### WRITTEN TASK
Look at the data below and print exactly the lines from its first line through the line with "43 137 51Z'"; the pictures stay out of the copy.

### INFORMATION SUPPLIED

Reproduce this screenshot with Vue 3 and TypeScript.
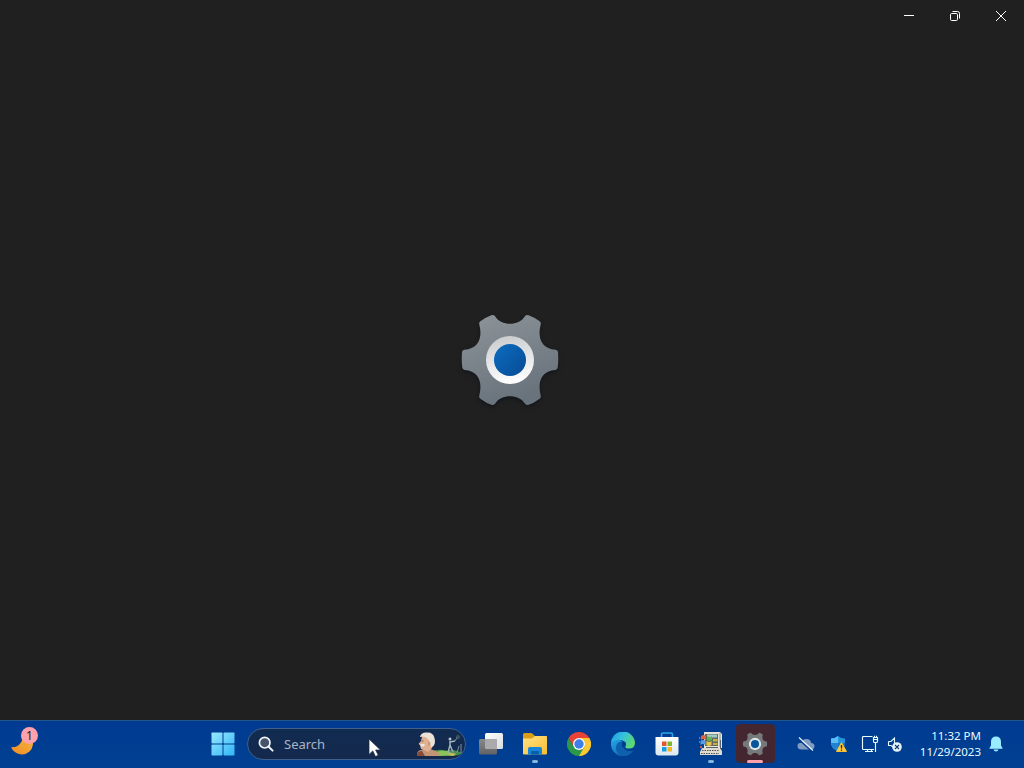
<script setup lang="ts">
import { ref } from 'vue'

const gearPath =
  'M137 51C153 78 207 78 223 51Q227 43 236 46Q255 53 269 64Q274 68 272 74C262 112 274 146 317 149Q323 150 324 156Q326 180 323 204Q321 209 316 210C274 213 262 246 272 286Q274 292 269 296Q252 309 234 315Q227 316 223 309C207 282 153 282 137 309Q133 316 126 315Q108 309 91 296Q86 292 88 286C98 246 86 213 44 210Q39 209 37 204Q34 180 36 156Q37 150 43 149C86 146 98 112 88 74Q86 68 91 64Q105 53 124 46Q133 43 137 51Z'

const badge = ref<number>(1)
const time = ref<string>('11:32 PM')
const date = ref<string>('11/29/2023')
</script>

<template>
  <div class="screen">
    <main class="window">
      <header class="titlebar">
        <button class="caption" aria-label="Minimize">
          <svg width="12" height="12" viewBox="0 0 12 12"><path d="M1 5.5h10" stroke="#fff" /></svg>
        </button>
        <button class="caption" aria-label="Restore">
          <svg width="12" height="12" viewBox="0 0 12 12" fill="none" stroke="#fff">
            <rect x="1.5" y="3.5" width="7" height="7" rx="1.2" />
            <path d="M3.5 1.5h5q2 0 2 2v5" />
          </svg>
        </button>
        <button class="caption" aria-label="Close">
          <svg width="12" height="12" viewBox="0 0 12 12"><path d="M1 1l10 10M11 1L1 11" stroke="#fff" stroke-width="1" /></svg>
        </button>
      </header>
      <section class="splash">
        <svg class="gear" width="120" height="120" viewBox="0 0 360 360">
          <defs>
            <linearGradient id="gearBody" x1="0" y1="0" x2="0.4" y2="1">
              <stop offset="0" stop-color="#8e959a" /><stop offset="1" stop-color="#69737c" />
            </linearGradient>
            <linearGradient id="gearRing" x1="0" y1="0" x2="0.2" y2="1">
              <stop offset="0" stop-color="#c6c8ca" /><stop offset="1" stop-color="#fdfdfd" />
            </linearGradient>
            <linearGradient id="gearHub" x1="0" y1="0" x2="1" y2="1">
              <stop offset="0" stop-color="#0d6cc0" /><stop offset="1" stop-color="#074b94" />
            </linearGradient>
          </defs>
          <path :d="gearPath" fill="url(#gearBody)" />
          <circle cx="180" cy="180" r="72" fill="url(#gearRing)" />
          <circle cx="180" cy="180" r="48" fill="url(#gearHub)" />
        </svg>
      </section>
    </main>

    <footer class="taskbar">
      <div class="widgets">
        <svg width="26" height="20" viewBox="0 0 26 20">
          <defs>
            <linearGradient id="moon" x1="0" y1="1" x2="1" y2="0">
              <stop offset="0" stop-color="#ee8b24" /><stop offset="1" stop-color="#f9b53f" />
            </linearGradient>
          </defs>
          <path d="M0 10.2Q9 11 12 1L21 0Q24 9 18.5 14.5Q14 18.500 8 17Q2.500 15.500 0 10.200Z" fill="url(#moon)" />
        </svg>
        <span class="badge">{{ badge }}</span>
      </div>

      <nav class="apps">
        <div class="app start">
          <svg width="24" height="24" viewBox="0 0 24 24">
            <defs>
              <linearGradient id="win" x1="0" y1="0" x2="24" y2="24" gradientUnits="userSpaceOnUse">
                <stop offset="0" stop-color="#9aeaff" /><stop offset="1" stop-color="#2fb4f6" />
              </linearGradient>
            </defs>
            <g fill="url(#win)">
              <rect x="0.500" y="0.500" width="11" height="11" rx="0.800" /><rect x="12.500" y="0.500" width="11" height="11" rx="0.800" />
              <rect x="0.500" y="12.500" width="11" height="11" rx="0.800" /><rect x="12.500" y="12.500" width="11" height="11" rx="0.800" />
            </g>
          </svg>
        </div>

        <div class="search">
          <svg width="16" height="16" viewBox="0 0 16 16" fill="none">
            <circle cx="6.700" cy="6.700" r="5.300" fill="#46536b" stroke="#f0f3f7" stroke-width="1.700" />
            <path d="M10.700 10.700L14.600 14.600" stroke="#f0f3f7" stroke-width="2" stroke-linecap="round" />
          </svg>
          <span class="placeholder">Search</span>
          <svg class="art" width="48" height="28" viewBox="0 0 48 28">
            <path d="M15 22Q22 18 28 21Q37 18 45 23Q42 26 34 26H12Z" fill="#3f8f4c" />
            <path d="M20 22Q28 18 38 25L22 26Z" fill="#8ac35a" />
            <path d="M31 25q4-4 8-1l-3 2z" fill="#c9bd55" />
            <path d="M0 25Q0 20 5 20L9 17L16 20Q22 21 23 26H2Z" fill="#c39575" />
            <path d="M0 25q0-4 5-4l3 5H1z" fill="#894b38" />
            <path d="M5 7Q7 2 14 4L17 11L15 18L11 22L7 20L4 19L3 15L1.500 14L4 11Z" fill="#dfb193" />
            <path d="M3 7Q4 2 10 2.500Q16 2 17.500 8Q19 13 16 16.500L14 17L13 12L10 8Q7 6 3 7Z" fill="#ebe2d5" />
            <path d="M3 14l5 0-1 2.500-3 0z" fill="#eee4dc" />
            <path d="M4.500 11h2" stroke="#8d5f4d" />
            <path d="M11 12q3-1 2 3l-2 1" fill="#cf9678" />
            <path d="M33 11v4l-2 8M33 15l3 7M33 12l5-1" fill="none" stroke="#a4b4b8" stroke-width="1.500" />
            <path d="M38 11l3-5M36 24v-4M40 23l2-7M44 23V14" fill="none" stroke="#7d939c" stroke-width="1" />
            <circle cx="33" cy="9" r="1.500" fill="#b8c5ca" />
            <circle cx="41" cy="7" r="2" fill="#3f5364" />
          </svg>
        </div>

        <div class="app">
          <svg width="24" height="24" viewBox="0 0 24 24">
            <defs>
              <linearGradient id="taskBack" x1="0" y1="0" x2="1" y2="1"><stop stop-color="#fff" /><stop offset="1" stop-color="#d8dce1" /></linearGradient>
              <linearGradient id="taskFront" x1="0" y1="0" x2="0" y2="1"><stop stop-color="#89898c" /><stop offset="1" stop-color="#626266" /></linearGradient>
            </defs>
            <rect x="6" y="1" width="18" height="16" rx="1.500" fill="url(#taskBack)" />
            <rect x="0" y="7" width="18" height="15.500" rx="1.500" fill="url(#taskFront)" />
            <path d="M6 7h11q1 0 1 1v9H7.500Q6 17 6 15.500z" fill="#aaaaad" />
          </svg>
        </div>

        <div class="app">
          <svg width="26" height="24" viewBox="0 0 26 24">
            <defs>
              <linearGradient id="folder" x1="0" y1="0" x2="1" y2="1"><stop stop-color="#ffe285" /><stop offset="1" stop-color="#f8bd31" /></linearGradient>
            </defs>
            <path d="M1 20V2.500Q1 1 2.500 1h6.300q1 0 1.700.8L13 4h11q1 0 1 1v12z" fill="#dc9d16" />
            <path d="M1 6.500h8q1 0 2-.8L13 4h11q1 0 1 1v16.500q0 1-1 1H2q-1 0-1-1z" fill="url(#folder)" />
            <path d="M6 22.500V17q0-2 2-2h10q2 0 2 2v5.500z" fill="#1784d7" />
            <path d="M9 22.500V20q0-1 1-1h6q1 0 1 1v2.500z" fill="#0860aa" />
          </svg>
          <i class="pill"></i>
        </div>

        <div class="app">
          <svg width="24" height="24" viewBox="0 0 24 24">
            <path d="M22.400 6A12 12 0 0 1 12 24L9.500 19L17.200 15L17.200 9L12 6z" fill="#fcc931" />
            <path d="M1.600 6A12 12 0 0 0 12 24L17.200 15L12 17.500L6.800 15z" fill="#29984b" />
            <path d="M1.600 6L6.800 15L12 6H22.400A12 12 0 0 0 1.600 6z" fill="#e84335" />
            <circle cx="12" cy="12" r="6" fill="#fff" /><circle cx="12" cy="12" r="4.700" fill="#3f7fe8" />
          </svg>
        </div>

        <div class="app">
          <svg width="24" height="24" viewBox="0 0 24 24">
            <defs>
              <linearGradient id="edgeTop" x1="0" y1="0" x2="1" y2="0.500"><stop stop-color="#1c9bdc" /><stop offset="0.500" stop-color="#35c0e0" /><stop offset="1" stop-color="#5bd870" /></linearGradient>
              <linearGradient id="edgeLow" x1="0" y1="0" x2="1" y2="1"><stop stop-color="#24a7e8" /><stop offset="1" stop-color="#1058a8" /></linearGradient>
            </defs>
            <path d="M0 12A12 12 0 0 0 12 24Q18.500 24 22.400 18.500Q18 20.500 14 17.800Q8.500 14 11.500 9.500Q5 4 0 12z" fill="url(#edgeLow)" />
            <path d="M8.500 23.500Q3 18 6 12Q8 9 11.500 9.500Q8.500 14 14 17.800Q18 20.500 22.400 18.500Q18 25 8.500 23.500z" fill="#0f60ac" />
            <path d="M0 12A12 12 0 0 1 24 11Q24 16.500 18 16.500Q13.500 16.500 14.500 14.500Q16.500 10 11.500 8.500Q4.500 6 0 12z" fill="url(#edgeTop)" />
          </svg>
        </div>

        <div class="app">
          <svg width="24" height="26" viewBox="0 0 24 26">
            <defs>
              <linearGradient id="bag" x1="0" y1="0" x2="0" y2="1"><stop stop-color="#fff" /><stop offset="1" stop-color="#dbe7ef" /></linearGradient>
            </defs>
            <path d="M6.500 7V3.500Q6.500 2 8 2h8q1.500 0 1.500 1.500V7" fill="none" stroke="#29a7e9" stroke-width="1.700" />
            <path d="M.5 6h23v15.500q0 3-3 3h-17q-3 0-3-3z" fill="url(#bag)" />
            <path d="M7 10.500h4.500V15H7z" fill="#e0562f" /><path d="M12.500 10.500H17V15h-4.500z" fill="#7cb829" />
            <path d="M7 16h4.500v4.500H7z" fill="#159ddd" /><path d="M12.500 16H17v4.500h-4.500z" fill="#f7b51d" />
          </svg>
        </div>

        <div class="app">
          <svg width="24" height="26" viewBox="0 0 24 26">
            <path d="M5 1h16l2 2v14H5z" fill="#e6e4d8" /><path d="M20 2h2v14h-2z" fill="#b9b8af" />
            <path d="M6 3h13v12H6z" fill="#5d6c62" /><path d="M8 3.500h10v3H8z" fill="#a3cbc6" />
            <path d="M3 17h18l2 3v4H1v-3z" fill="#dedbce" /><path d="M3 19.500h17M2 22.500h18" stroke="#4d535a" stroke-width="1.200" stroke-dasharray="1.500 1" />
            <path d="M2 5q3-2 5 0v4q-3-2-5 0z" fill="#e0603f" /><path d="M8 5q3 2 5 0v4q-3 2-5 0z" fill="#65b34a" />
            <path d="M1.500 10q3-2 5 0v4q-3-2-5 0z" fill="#5a9ddc" /><path d="M7.500 10q3 2 5 0v4q-3 2-5 0z" fill="#ecc243" />
            <path d="M14 8h4.500v2.500H14zm0 4h4.500v2H14z" fill="#c8ad48" /><path d="M0 6h1.300v2H0zm0 4h1v2H0zm1 5h2v2H1z" fill="#c85a48" />
            <path d="M7 16.500h12M21.500 9v9" stroke="#5c646a" />
          </svg>
          <i class="pill"></i>
        </div>

        <div class="app">
          <div class="active-app">
            <svg width="30" height="30" viewBox="0 0 360 360">
              <path :d="gearPath" fill="#75797b" />
              <circle cx="180" cy="180" r="74" fill="#dbe5ec" /><circle cx="180" cy="180" r="48" fill="#07569c" />
            </svg>
          </div>
          <i class="pill active"></i>
        </div>
      </nav>

      <div class="tray">
        <svg class="cloud" width="18" height="16" viewBox="0 0 18 16">
          <path d="M4.500 13.500Q.5 13.500.5 10t3.500-3Q5.500 3 9.500 3t4.700 4q3.300.200 3.300 3.200t-3.500 3.300z" fill="#7f9bc3" />
          <path d="M1.500 3l13 12" stroke="#073b85" stroke-width="1.500" /><path d="M2 1.500l14 13" stroke="#e7f2fb" stroke-width="1.200" />
        </svg>
        <svg class="shield" width="18" height="18" viewBox="0 0 18 18">
          <path d="M8 1Q11 3.500 15 3.500V8q0 5-7 8Q1 13 1 8V3.500Q5 3.500 8 1z" fill="#2594df" />
          <path d="M8 1v15Q1 13 1 8V3.500Q5 3.500 8 1z" fill="#5abdf3" /><path d="M1 8h14q0 5-7 8-7-3-7-8z" fill="#0e6fc4" opacity=".75" />
          <path d="M11.500 7.500L16.500 16.500H6.500z" fill="#ffcb3e" stroke="#f7bd2d" stroke-linejoin="round" />
          <path d="M11.500 10v3.500M11.500 14.500v1.300" stroke="#262216" stroke-width="1.300" />
        </svg>
        <svg class="network" width="18" height="18" viewBox="0 0 18 18" fill="none" stroke="#e5fbff" stroke-width="1.150">
          <path d="M11.500 1.500H2.500q-1 0-1 1v11q0 1 1 1H13M4 16.500h8M6.500 14.500v2M10.500 14.500v2M14.500 7.500v9.500" />
          <path d="M12.500 2.500h4v4q0 1-1 1h-2q-1 0-1-1zM13.500 2.500V.8M15.500 2.500V.8M13 4.500h3" />
        </svg>
        <svg class="volume" width="16" height="16" viewBox="0 0 16 16">
          <path d="M1.500 5.500H4L7.500 2v5M1.500 5.500v4H4L6 11" fill="none" stroke="#e5fbff" stroke-width="1.100" />
          <circle cx="10" cy="11" r="4.800" fill="#e6f4fa" /><path d="M8 9l4 4M12 9l-4 4" stroke="#153968" stroke-width="1.100" />
        </svg>
        <div class="clock"><span>{{ time }}</span><span>{{ date }}</span></div>
        <svg class="bell" width="14" height="16" viewBox="0 0 14 16">
          <path d="M7 .5Q12 .5 12 6v3.500l1.500 2.500v.7H.5V12L2 9.500V6Q2 .5 7 .5zM4.500 13.500h5Q9 15.500 7 15.500t-2.500-2z" fill="#99ecff" />
        </svg>
      </div>
    </footer>

    <svg class="cursor" width="14" height="20" viewBox="0 0 14 20">
      <path d="M1 1v15.500l3.800-3.600 2.700 5.600 2.800-1.300L7.600 12H12.500z" fill="#fff" stroke="#1b2739" stroke-width=".7" />
    </svg>
  </div>
</template>

<style>
body { margin: 0; overflow: hidden; }
</style>

<style scoped>
.screen { width: 1024px; height: 768px; display: flex; flex-direction: column; font-family: "Noto Sans", "Open Sans", sans-serif; background: #202020; }
svg { display: block; flex: none; }
.window { height: 720px; display: flex; flex-direction: column; background: #202020; }
.titlebar { height: 32px; display: flex; justify-content: flex-end; flex: none; }
.caption { width: 46px; height: 32px; padding: 0; border: 0; background: transparent; display: flex; align-items: center; justify-content: center; }
.splash { flex: 1; display: flex; justify-content: center; padding: 268px 4px 0 0; }
.gear { filter: drop-shadow(0 2px 2px #12151a); }
.taskbar { box-sizing: border-box; height: 48px; display: flex; border-top: 1px solid #23568a; background: linear-gradient(#003b91, #004092); }
.widgets { width: 200px; display: flex; position: relative; box-sizing: border-box; padding: 16px 0 0 11px; flex: none; }
.badge { position: absolute; left: 21px; top: 6px; width: 17px; height: 17px; border-radius: 50%; background: #ffa1ad; color: #251820; display: flex; align-items: center; justify-content: center; font-size: 12px; line-height: 17px; }
.apps { width: 577px; display: flex; flex: none; align-items: center; }
.app { box-sizing: border-box; width: 44px; height: 47px; padding-bottom: 2px; flex: none; position: relative; display: flex; align-items: center; justify-content: center; }
.start { padding-left: 1px; }
.search { box-sizing: border-box; width: 219px; height: 32px; margin: 0 3px 2px; border: 1px solid #40608c; border-radius: 16px; background: linear-gradient(#112b50, #14294d); display: flex; align-items: center; flex: none; padding-left: 10px; }
.placeholder { color: #a8b5c7; font-size: 13px; line-height: 18px; margin-left: 10px; width: 133px; }
.pill { position: absolute; bottom: 5px; left: 19px; width: 6px; height: 3px; border-radius: 2px; background: #85b5df; }
.pill.active { left: 14px; width: 16px; background: #ffa1ad; }
.active-app { width: 39px; height: 39px; border-radius: 4px; display: flex; align-items: center; justify-content: center; background: #442630; }
.tray { width: 247px; display: flex; align-items: center; box-sizing: border-box; padding: 0 0 2px 20px; }
.shield { margin-left: 15px; }
.network { margin-left: 13px; }
.volume { margin-left: 8px; }
.clock { width: 78px; display: flex; flex-direction: column; align-items: flex-end; color: #e9f8ff; font-size: 11.5px; line-height: 16px; white-space: nowrap; }
.bell { margin-left: 8px; }
.cursor { position: absolute; left: 368px; top: 738px; }
</style>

### ANSWER IN FULL
Reproduce this screenshot with Vue 3 and TypeScript.
<script setup lang="ts">
import { ref } from 'vue'

const gearPath =
  'M137 51C153 78 207 78 223 51Q227 43 236 46Q255 53 269 64Q274 68 272 74C262 112 274 146 317 149Q323 150 324 156Q326 180 323 204Q321 209 316 210C274 213 262 246 272 286Q274 292 269 296Q252 309 234 315Q227 316 223 309C207 282 153 282 137 309Q133 316 126 315Q108 309 91 296Q86 292 88 286C98 246 86 213 44 210Q39 209 37 204Q34 180 36 156Q37 150 43 149C86 146 98 112 88 74Q86 68 91 64Q105 53 124 46Q133 43 137 51Z'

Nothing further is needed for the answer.